Prasophyllum albovirens is a species of orchid endemic to New South Wales. It has a single tubular, dark green leaf and ten to twenty, sweetly-scented, pale green flowers with faint darker stripes, the labellum green with white edges. It grows in grassy woodland in scattered places on the Northern Tablelands.

==Description==
Prasophyllum albovirens is a terrestrial, perennial, deciduous, herb with an underground tuber and a single dark green, tube-shaped leaf, 120–250 mm long and 4–6 mm wide with a red to purple base. Between ten and twenty pale green flowers with faint darker stripes, 16–20 mm long and 9–12 mm wide are arranged along 80–150 mm of a flowering spike that reaches a height of 150–300 mm. As with others in the genus, the labellum is above the column rather than below it. The dorsal sepal is egg-shaped to lance-shaped, 9–11 mm long and about 4 mm wide and has three fine darker veins. The lateral sepals are linear to lance-shaped, 10–12 mm long and about 2 mm wide. The petals are linear and spread widely apart, 8–9 mm long and about 2 m wide with a darker green central line. The labellum is white, egg-shaped in outline, 8.5–9.5 mm long and about 3.5–4.0 mm wide with wavy edges. There is thin but broad green to yellowish-green callus with a dark green base in the centre of the labellum, extending to its tip.
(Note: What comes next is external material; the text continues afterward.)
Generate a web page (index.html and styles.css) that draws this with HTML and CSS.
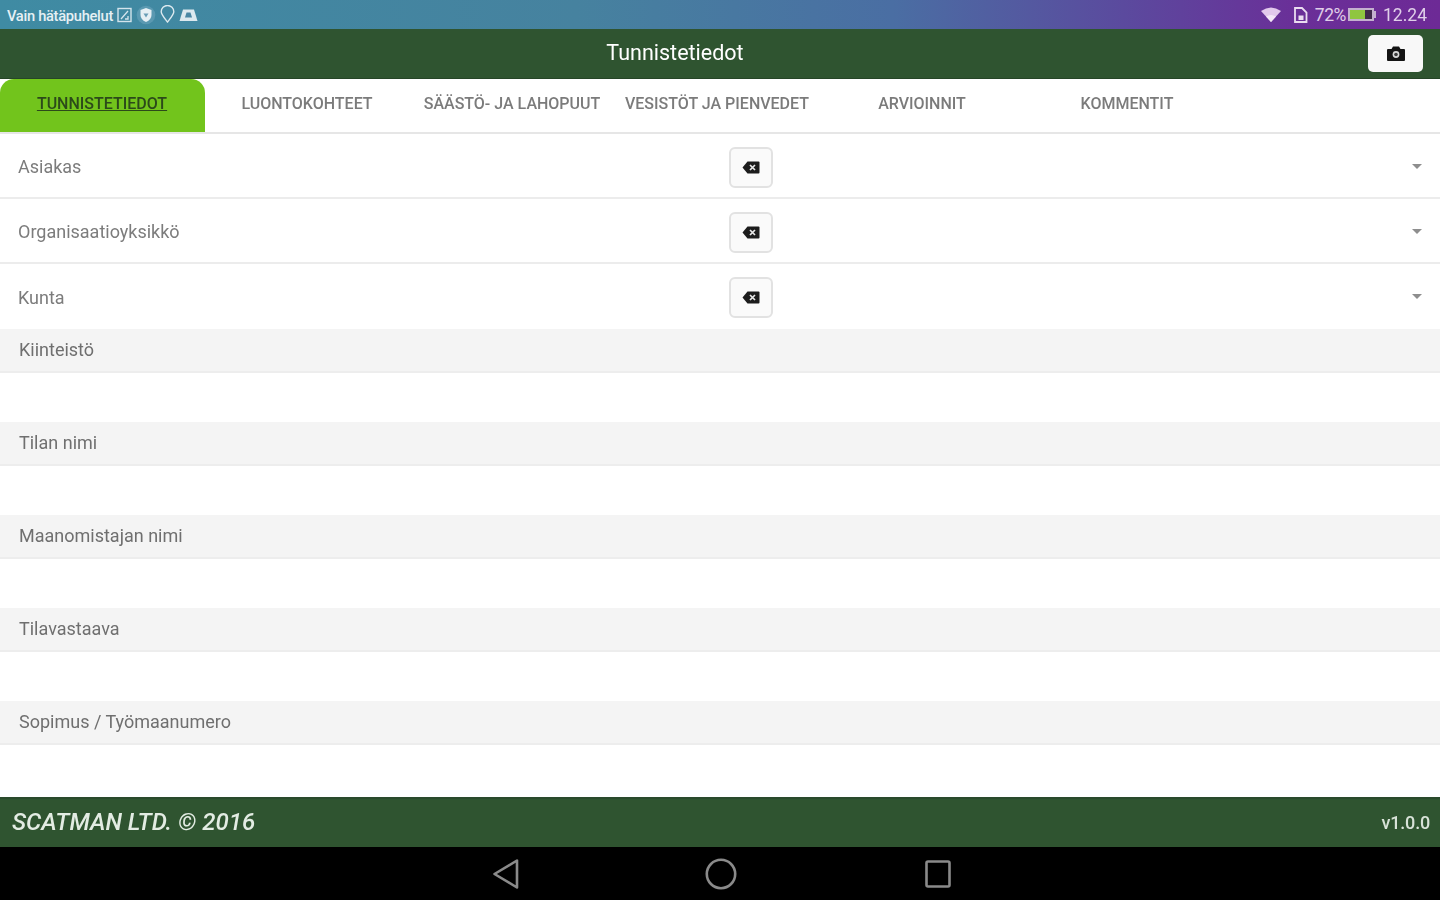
FILE: index.html
```html
<!DOCTYPE html>
<html lang="fi">
<head>
<meta charset="utf-8">
<title>Tunnistetiedot</title>
<link rel="stylesheet" href="styles.css">
</head>
<body>
<div class="screen">
  <div class="statusbar">
    <div class="status-left">
      <span class="carrier">Vain hätäpuhelut</span>
      <svg class="si" width="15" height="16" viewBox="0 0 15 16"><rect x="1" y="1.500" width="13" height="13" fill="none" stroke="#d3e4ec" stroke-width="1.400"/><path d="M4 12 L11 4 M8 12h3V9" fill="none" stroke="#d3e4ec" stroke-width="1.300"/></svg>
      <svg class="si" width="20" height="22" viewBox="0 0 20 22"><circle cx="10" cy="11" r="9.300" fill="#6fa6bd" fill-opacity=".55"/><path d="M4.500 6 L10 4 L15.500 6 V11 Q15.500 15.500 10 18 Q4.500 15.500 4.500 11Z" fill="#e6eff4"/><path d="M7.500 9.500h5l-2.500 4z" fill="#6a9db6"/></svg>
      <svg class="si" width="15" height="19" viewBox="0 0 15 19"><path d="M7.500 17 C3.500 12 1.200 9.500 1.200 6.800 A6.300 6.300 0 0 1 13.800 6.800 C13.800 9.500 11.500 12 7.500 17Z" fill="none" stroke="#dce9ef" stroke-width="1.400"/></svg>
      <svg class="si" width="19" height="14" viewBox="0 0 19 14"><path d="M0.500 13 L4 1.500 H15 L18.500 13Z" fill="#dce9ef"/><path d="M6 9.500 L7.500 4.500 H11.500 L13 9.500Z" fill="#4a87a4"/></svg>
    </div>
    <div class="status-right">
      <svg class="wifi" width="22" height="17" viewBox="0 0 22 17"><path d="M11 16 L1 5 Q11 -2 21 5Z" fill="#e2c9ec"/><path d="M11 16 L6 10.500 Q11 7.500 16 10.500Z" fill="#f3e7f7"/></svg>
      <svg class="sim" width="15" height="16" viewBox="0 0 15 16"><path d="M2 1 H9 L13.500 5.500 V15 H2Z" fill="none" stroke="#eadcf0" stroke-width="1.800"/><path d="M5.500 8.500 H10.500 V13 H5.500Z" fill="#eadcf0"/></svg>
      <span class="pct">72%</span>
      <svg class="bat" width="28" height="15" viewBox="0 0 28 15"><rect x="0" y="1" width="26" height="13" fill="#c4b0cf"/><rect x="26" y="4" width="2" height="7" fill="#c4b0cf"/><rect x="2" y="3" width="15" height="9" fill="#8fc63f"/><rect x="17" y="3" width="7" height="9" fill="#3f2a4a"/></svg>
      <span class="clock">12.24</span>
    </div>
  </div>

  <header class="appbar">
    <h1 class="title">Tunnistetiedot</h1>
    <button class="cam-btn" type="button" aria-label="Kamera">
      <svg width="18" height="15" viewBox="0 0 18 15"><path d="M6 0.500 H12 L13.500 3 H17 A1 1 0 0 1 18 4 V14 A1 1 0 0 1 17 15 H1 A1 1 0 0 1 0 14 V4 A1 1 0 0 1 1 3 H4.500Z" fill="#141414"/><circle cx="9" cy="8.500" r="3.400" fill="#d8d8d8"/><circle cx="9" cy="8.500" r="1.800" fill="#3a3a3a"/></svg>
    </button>
  </header>

  <nav class="tabs">
    <a class="tab active">TUNNISTETIEDOT</a>
    <a class="tab">LUONTOKOHTEET</a>
    <a class="tab">SÄÄSTÖ- JA LAHOPUUT</a>
    <a class="tab">VESISTÖT JA PIENVEDET</a>
    <a class="tab">ARVIOINNIT</a>
    <a class="tab">KOMMENTIT</a>
  </nav>

  <main class="form">
    <div class="select-row">
      <span class="label">Asiakas</span>
      <button class="clear-btn" type="button" aria-label="Tyhjennä"><svg width="18" height="13" viewBox="0 0 18 13"><path d="M5.500 0.500 H16.500 A1 1 0 0 1 17.500 1.500 V11.500 A1 1 0 0 1 16.500 12.500 H5.500 L0.500 6.500Z" fill="#1c1c1c"/><path d="M8 4 L13 9 M13 4 L8 9" stroke="#e8e8e8" stroke-width="1.700"/></svg></button>
      <span class="caret"></span>
    </div>
    <div class="select-row">
      <span class="label">Organisaatioyksikkö</span>
      <button class="clear-btn" type="button" aria-label="Tyhjennä"><svg width="18" height="13" viewBox="0 0 18 13"><path d="M5.500 0.500 H16.500 A1 1 0 0 1 17.500 1.500 V11.500 A1 1 0 0 1 16.500 12.500 H5.500 L0.500 6.500Z" fill="#1c1c1c"/><path d="M8 4 L13 9 M13 4 L8 9" stroke="#e8e8e8" stroke-width="1.700"/></svg></button>
      <span class="caret"></span>
    </div>
    <div class="select-row last">
      <span class="label">Kunta</span>
      <button class="clear-btn" type="button" aria-label="Tyhjennä"><svg width="18" height="13" viewBox="0 0 18 13"><path d="M5.500 0.500 H16.500 A1 1 0 0 1 17.500 1.500 V11.500 A1 1 0 0 1 16.500 12.500 H5.500 L0.500 6.500Z" fill="#1c1c1c"/><path d="M8 4 L13 9 M13 4 L8 9" stroke="#e8e8e8" stroke-width="1.700"/></svg></button>
      <span class="caret"></span>
    </div>

    <div class="field"><div class="field-label">Kiinteistö</div><div class="field-input"></div></div>
    <div class="field"><div class="field-label">Tilan nimi</div><div class="field-input"></div></div>
    <div class="field"><div class="field-label">Maanomistajan nimi</div><div class="field-input"></div></div>
    <div class="field"><div class="field-label">Tilavastaava</div><div class="field-input"></div></div>
    <div class="field"><div class="field-label">Sopimus / Työmaanumero</div><div class="field-input"></div></div>
  </main>

  <footer class="footer">
    <span class="copy">SCATMAN LTD. © 2016</span>
    <span class="version">v1.0.0</span>
  </footer>

  <div class="navbar">
    <svg width="28" height="32" viewBox="0 0 28 32"><path d="M25 2.500 V29.500 L2.500 16Z" fill="none" stroke="#8a8a8a" stroke-width="2.600" stroke-linejoin="round"/></svg>
    <svg width="32" height="32" viewBox="0 0 32 32"><circle cx="16" cy="16" r="14.200" fill="none" stroke="#8a8a8a" stroke-width="2.600"/></svg>
    <svg width="26" height="28" viewBox="0 0 26 28"><rect x="1.500" y="1.500" width="23" height="25" rx="1.500" fill="none" stroke="#8a8a8a" stroke-width="2.600"/></svg>
  </div>
</div>
</body>
</html>
```

FILE: styles.css
```css
* { box-sizing: border-box; }

html, body {
  margin: 0;
  padding: 0;
  background: #fff;
}

body {
  font-family: Roboto, "Liberation Sans", sans-serif;
  overflow: hidden;
}

.screen {
  width: 1440px;
  height: 900px;
  display: flex;
  flex-direction: column;
  filter: blur(0.6px);
}

/* status bar */
.statusbar {
  height: 29px;
  flex: none;
  display: flex;
  align-items: center;
  justify-content: space-between;
  padding: 0 13px 0 7px;
  background: linear-gradient(90deg, #3f8ba3 0%, #46829f 40%, #4a6ea3 62%, #5b4a9e 78%, #6a2f98 90%, #6d2a96 100%);
}

.status-left,
.status-right {
  display: flex;
  align-items: center;
}

.status-left { gap: 4px; }

.carrier {
  font-size: 14.700px;
  font-weight: 500;
  letter-spacing: -0.300px;
  color: #e6f0f4;
  padding-top: 2px;
}

.status-right { color: #e0cfe9; font-size: 17.500px; }

.wifi { margin-right: 11px; }
.sim { margin-right: 7px; }
.pct { margin-right: 2px; letter-spacing: -0.400px; }
.bat { margin-right: 7px; }

/* app bar */
.appbar {
  height: 50px;
  flex: none;
  display: flex;
  align-items: center;
  justify-content: flex-end;
  position: relative;
  padding-right: 17px;
  background: #2f5430;
  border-bottom: 1px solid #264527;
}

.title {
  margin: 0 0 2px;
  position: absolute;
  left: 0;
  width: 1350px;
  text-align: center;
  font-size: 21.500px;
  font-weight: 400;
  color: #fff;
}

.cam-btn {
  width: 55px;
  height: 37px;
  display: flex;
  align-items: center;
  justify-content: center;
  padding: 0;
  border: 0;
  border-radius: 5px;
  background: #f8f8f8;
}

/* tabs */
.tabs {
  height: 55px;
  flex: none;
  display: flex;
  background: #fff;
  border-bottom: 2px solid #e6e6e6;
}

.tab {
  width: 205px;
  display: flex;
  align-items: center;
  justify-content: center;
  padding: 0 1px 5px 0;
  font-size: 16px;
  font-weight: 500;
  color: #7b7b7b;
  white-space: nowrap;
}

.tab.active {
  color: #2c4a1a;
  text-decoration: underline;
  background: #72c41c;
  border-radius: 14px 14px 0 0;
}

/* selects */
.form {
  flex: 1;
  display: flex;
  flex-direction: column;
}

.select-row {
  height: 65px;
  flex: none;
  display: flex;
  align-items: center;
  position: relative;
  padding: 0 18px;
  border-bottom: 2px solid #ececec;
}

.select-row.last {
  border-bottom: 0;
}

.label {
  font-size: 18px;
  color: #7c7c7c;
  padding-top: 2px;
}

.clear-btn {
  position: absolute;
  left: 729px;
  top: 13px;
  width: 44px;
  height: 41px;
  display: flex;
  align-items: center;
  justify-content: center;
  padding: 0;
  border: 2px solid #e2e2e2;
  border-radius: 6px;
  background: #fafafa;
}

.caret {
  position: absolute;
  right: 18px;
  top: 30px;
  width: 0;
  height: 0;
  border-left: 5px solid transparent;
  border-right: 5px solid transparent;
  border-top: 5px solid #8e8e8e;
}

/* text fields */
.field {
  height: 93px;
  flex: none;
}

.field-label {
  height: 44px;
  display: flex;
  align-items: center;
  padding: 0 19px 1px;
  font-size: 18px;
  color: #6f6f6f;
  background: #f4f4f4;
  border-bottom: 2px solid #ededed;
}

.field-input {
  height: 49px;
  background: #fff;
}

/* footer */
.footer {
  height: 50px;
  flex: none;
  display: flex;
  align-items: center;
  justify-content: space-between;
  padding: 0 10px 2px 12px;
  background: #2f5430;
  border-top: 2px solid #2a4a2c;
}

.copy {
  font-size: 24px;
  font-style: italic;
  font-weight: 500;
  color: #e3ece3;
}

.version {
  font-size: 18px;
  font-weight: 500;
  letter-spacing: -0.200px;
  color: #d8e2d8;
}

/* nav bar */
.navbar {
  height: 53px;
  flex: none;
  position: relative;
  background: #000;
}

.navbar svg {
  position: absolute;
  top: 11px;
}

.navbar svg:nth-child(1) { left: 492px; }
.navbar svg:nth-child(2) { left: 705px; }
.navbar svg:nth-child(3) { left: 925px; top: 13px; }
```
Flowering occurs in September and October.

==Taxonomy and naming==
Prasophyllum albovirens was first formally described in 2018 by David Jones and Lachlan Copeland in Australian Orchid Review from a specimen collected by Copeland near Currabubula in 2010. The specific epithet (albovirens) means "white-green", referring to the colour of the flowers.

==Distribution and habitat==
This leek orchid grows in grassy white box (Eucalyptus albens) or Callitris woodland in scattered populations on the Northern Tablelands of New South Wales, including near Currabubula, the Narrabri and Inverell districts, and Mount Kaputar National Park, at altitudes of 350 to 600 m.